What is Google hiding from the FCC?

April 16, 2012

By Jeff Gould

Last week the FCC gave Google a verbal beatdown that, had it been delivered with karate chops rather than words, would have made Chuck Norris proud. In a 25 page report detailing its efforts to get Google to explain why it eavesdropped on the WiFi transmissions of untold thousands of home and business users, the Commission upbraided the search giant for its repeated attempts to stonewall and derail the investigation. With its relentless accumulation of compromising details the report makes for fascinating reading. But for those who don’t have the time, I offer here a brief summary and some speculation about what is really going on in this decidedly murky affair.

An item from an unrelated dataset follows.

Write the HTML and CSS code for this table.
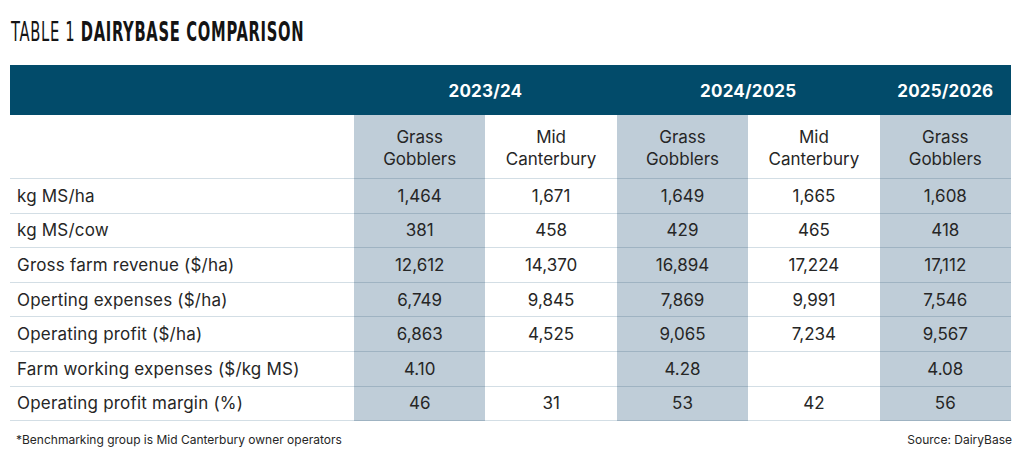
FILE: index.html
```html
<!DOCTYPE html>
<html>
<head>
<meta charset="utf-8">
<link rel="stylesheet" href="styles.css">
</head>
<body>
<div class="page">
  <h1 class="title"><span class="t-light">TABLE 1</span> <span class="t-bold">DAIRYBASE COMPARISON</span></h1>
  <table class="cmp">
    <colgroup>
      <col class="c-label">
      <col class="c-val"><col class="c-val"><col class="c-val"><col class="c-val"><col class="c-val">
    </colgroup>
    <thead>
      <tr class="years">
        <th></th>
        <th colspan="2">2023/24</th>
        <th colspan="2">2024/2025</th>
        <th>2025/2026</th>
      </tr>
      <tr class="groups">
        <th></th>
        <th class="sh">Grass<br>Gobblers</th>
        <th>Mid<br>Canterbury</th>
        <th class="sh">Grass<br>Gobblers</th>
        <th>Mid<br>Canterbury</th>
        <th class="sh">Grass<br>Gobblers</th>
      </tr>
    </thead>
    <tbody>
      <tr><td class="lbl">kg MS/ha</td><td class="sh">1,464</td><td>1,671</td><td class="sh">1,649</td><td>1,665</td><td class="sh">1,608</td></tr>
      <tr><td class="lbl">kg MS/cow</td><td class="sh">381</td><td>458</td><td class="sh">429</td><td>465</td><td class="sh">418</td></tr>
      <tr><td class="lbl">Gross farm revenue ($/ha)</td><td class="sh">12,612</td><td>14,370</td><td class="sh">16,894</td><td>17,224</td><td class="sh">17,112</td></tr>
      <tr><td class="lbl">Operting expenses ($/ha)</td><td class="sh">6,749</td><td>9,845</td><td class="sh">7,869</td><td>9,991</td><td class="sh">7,546</td></tr>
      <tr><td class="lbl">Operating profit ($/ha)</td><td class="sh">6,863</td><td>4,525</td><td class="sh">9,065</td><td>7,234</td><td class="sh">9,567</td></tr>
      <tr><td class="lbl">Farm working expenses ($/kg MS)</td><td class="sh">4.10</td><td></td><td class="sh">4.28</td><td></td><td class="sh">4.08</td></tr>
      <tr><td class="lbl">Operating profit margin (%)</td><td class="sh">46</td><td>31</td><td class="sh">53</td><td>42</td><td class="sh">56</td></tr>
    </tbody>
  </table>
  <div class="foot">
    <span>*Benchmarking group is Mid Canterbury owner operators</span>
    <span>Source: DairyBase</span>
  </div>
</div>
</body>
</html>
```
FILE: styles.css
```css
html, body {
  margin: 0;
  padding: 0;
  background: #ffffff;
}

.page {
  padding: 18px 12px 0 10px;
  font-family: "Inter", "Liberation Sans", sans-serif;
  color: #262626;
}

.title {
  display: inline-block;
  margin: 0 0 0 1px;
  font-family: "DejaVu Sans Condensed", "DejaVu Sans", sans-serif;
  font-size: 26px;
  line-height: 28px;
  font-weight: 400;
  color: #141414;
  height: 47px;
  white-space: nowrap;
  letter-spacing: 1.1px;
  transform: scaleX(0.63);
  transform-origin: left top;
}

.t-bold {
  font-weight: 700;
}

.cmp {
  width: 1001px;
  border-collapse: collapse;
  table-layout: fixed;
  font-size: 17px;
}

.c-label { width: 344px; }
.c-val { width: 131.4px; }

.years th {
  background: #024b6a;
  color: #ffffff;
  font-weight: 700;
  height: 48px;
  padding: 2px 0 0;
  text-align: center;
  font-size: 17px;
  letter-spacing: 0.2px;
}

.groups th {
  font-weight: 400;
  height: 61px;
  padding: 2px 0 0;
  line-height: 22px;
  text-align: center;
  border-bottom: 1px solid #d3dee5;
}

.sh {
  background: #bfcdd8;
}

.groups th.sh,
tbody td.sh {
  border-bottom-color: #9fb3c2;
}

tbody td {
  height: 33.6px;
  padding: 0;
  text-align: center;
  border-bottom: 1px solid #d3dee5;
  line-height: 20px;
}

tbody td.lbl {
  text-align: left;
  padding-left: 7px;
  letter-spacing: 0.2px;
}

.foot {
  display: flex;
  justify-content: space-between;
  padding: 11px 0 0 6px;
  font-size: 12px;
  color: #262626;
}
```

The eavesdropping occurred as part of Google’s effort to create a vast database of worldwide WiFi router locations that would enable location-based advertising on Android cell phones. But instead of limiting itself to collecting just the network addresses and GPS coordinates of the WiFi routers passed by its roving Google Cars (the only data needed for its declared purpose), Google also surreptitiously recorded over a two year period the content of transmissions sent by users who failed to properly secure their routers. According to information released by French regulators and cited by the FCC, the captured content included racy emails and postings to sexually explicit web sites, as well as much other material the owners certainly never intended to disclose to strangers.